I’m tired of the division, the hatred, the endless drama that has become our “normal.” Every little change and every little disagreement gets blown out of proportion and it’s suddenly “the end of the world as we know it.” Guess what? Everyday our world is changing. Some bad, some good, but whether we are noticing or not, it’s changing. And furthermore, it will all be okay.

I’m not saying sit back and adopt a “Que Sera Sera” attitude. Though with some things, that is a healthy approach. I’m saying, If you see the need, Take the Lead!! If something is bothering you. Find a way to fight it or change it! And, NO!! Trolling people on Facebook and other social media sites will not change anything. Not really.

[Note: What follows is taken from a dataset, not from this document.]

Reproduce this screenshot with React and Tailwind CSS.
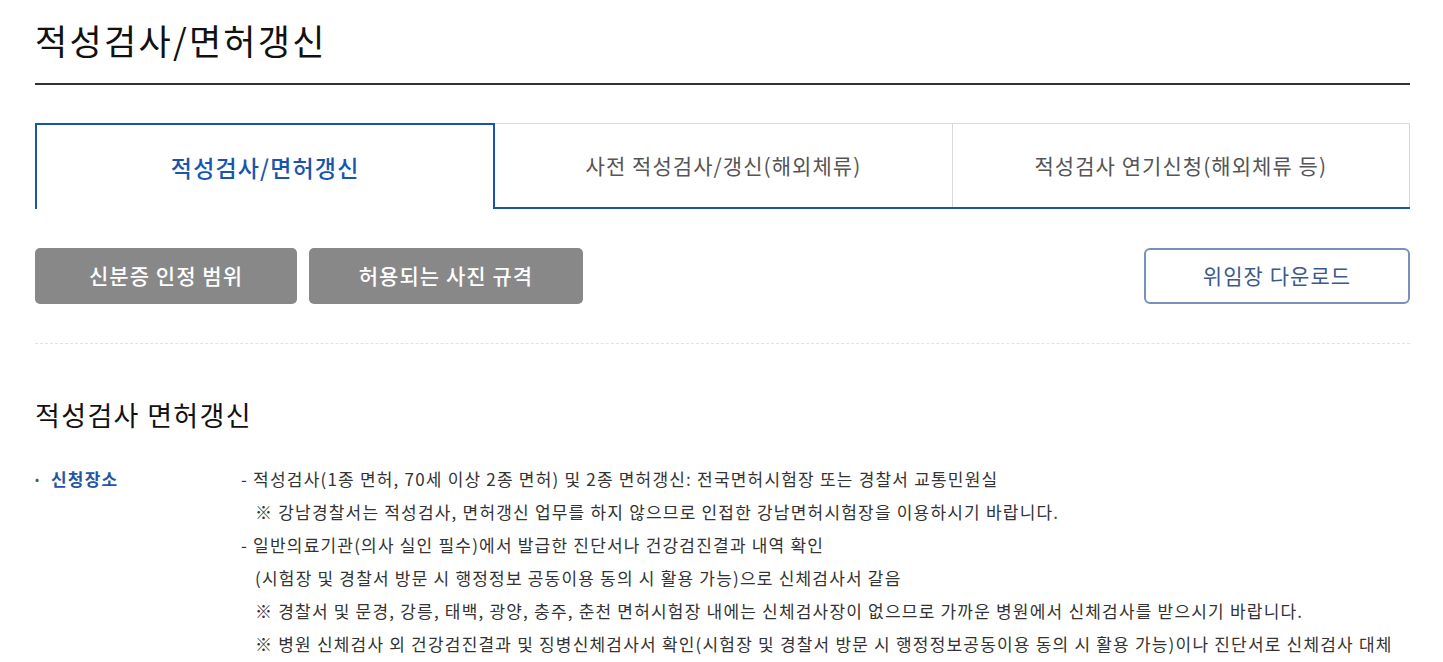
export default function App() {
  const tabs = [
    { label: '적성검사/면허갱신', active: true },
    { label: '사전 적성검사/갱신(해외체류)', active: false },
    { label: '적성검사 연기신청(해외체류 등)', active: false },
  ];

  const lines = [
    { text: '- 적성검사(1종 면허, 70세 이상 2종 면허) 및 2종 면허갱신: 전국면허시험장 또는 경찰서 교통민원실', indent: false },
    { text: '※ 강남경찰서는 적성검사, 면허갱신 업무를 하지 않으므로 인접한 강남면허시험장을 이용하시기 바랍니다.', indent: true },
    { text: '- 일반의료기관(의사 실인 필수)에서 발급한 진단서나 건강검진결과 내역 확인', indent: false },
    { text: '(시험장 및 경찰서 방문 시 행정정보 공동이용 동의 시 활용 가능)으로 신체검사서 갈음', indent: true },
    { text: '※ 경찰서 및 문경, 강릉, 태백, 광양, 충주, 춘천 면허시험장 내에는 신체검사장이 없으므로 가까운 병원에서 신체검사를 받으시기 바랍니다.', indent: true },
    { text: '※ 병원 신체검사 외 건강검진결과 및 징병신체검사서 확인(시험장 및 경찰서 방문 시 행정정보공동이용 동의 시 활용 가능)이나 진단서로 신체검사 대체', indent: true },
  ];

  return (
    <div
      className="min-h-screen bg-white text-[#222]"
      style={{ fontFamily: '"Noto Sans CJK KR", "Noto Sans", sans-serif' }}
    >
      <div className="w-[1375px] ml-[35px] pt-[14px]">
        {/* page title */}
        <h1 className="text-[35px] leading-[51px] font-normal text-[#111] tracking-[0.065em] pb-[18px] border-b-2 border-[#333]">
          적성검사/면허갱신
        </h1>

        {/* tabs */}
        <div className="mt-[38px] flex h-[86px] border-b-2 border-[#1a55ad]">
          {tabs.map((t, i) =>
            t.active ? (
              <div
                key={i}
                className="flex-1 flex items-center justify-center border-2 border-b-0 border-[#1a55ad] -mb-[2px] bg-white text-[23px] font-medium text-[#1a55ad] tracking-[0.05em]"
              >
                {t.label}
              </div>
            ) : (
              <div
                key={i}
                className="flex-1 flex items-center justify-center border-t border-r border-[#d9d9d9] text-[21px] text-[#555] tracking-[0.05em]"
              >
                {t.label}
              </div>
            )
          )}
        </div>

        {/* buttons */}
        <div className="mt-[39px] flex items-center">
          <button className="w-[262px] h-[56px] rounded-[5px] bg-[#888] text-white text-[21px] font-medium tracking-[0.05em]">
            신분증 인정 범위
          </button>
          <button className="ml-[12px] w-[274px] h-[56px] rounded-[5px] bg-[#888] text-white text-[21px] font-medium tracking-[0.05em]">
            허용되는 사진 규격
          </button>
          <button className="ml-auto w-[266px] h-[56px] rounded-[6px] border-2 border-[#7891bb] bg-white text-[#3b5a8c] text-[21px] tracking-[0.05em]">
            위임장 다운로드
          </button>
        </div>

        <div className="mt-[39px] border-t border-dashed border-[#e2e2e2]" />

        {/* section */}
        <h2 className="mt-[51px] text-[27px] leading-[39px] font-normal text-[#111] tracking-[0.05em]">
          적성검사 면허갱신
        </h2>

        <div className="mt-[28px] flex text-[17px] leading-[33px] tracking-[1.2px]">
          <div className="w-[206px] flex items-start shrink-0">
            <span className="w-[16px] text-[#555] text-[12px]">•</span>
            <span className="font-bold text-[#2355a5]">신청장소</span>
          </div>
          <div className="text-[#333]">
            {lines.map((l, i) => (
              <div key={i} className={l.indent ? 'pl-[14px]' : ''}>
                {l.text}
              </div>
            ))}
          </div>
        </div>
      </div>
    </div>
  );
}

I’m saying write a letter to your governor, mayor, council person, pastor, dean, etc. Sign a petition. Join a group. Attend a town meeting. Get on the board at a local community group. Make a difference. Sitting around drowning in your own sorrows is not going to do you or anyone who feels the same any good. I’ll bet there are hundreds maybe even thousands who feel the same way you are feeling, but they’re too afraid to say anything. Or maybe they feel just as lonely in this as you do. Reach out! Not only to commiserate, but to encourage.

Anyway, thats my soap box tonight. Thanks for listening. You can go back to your scrolling now.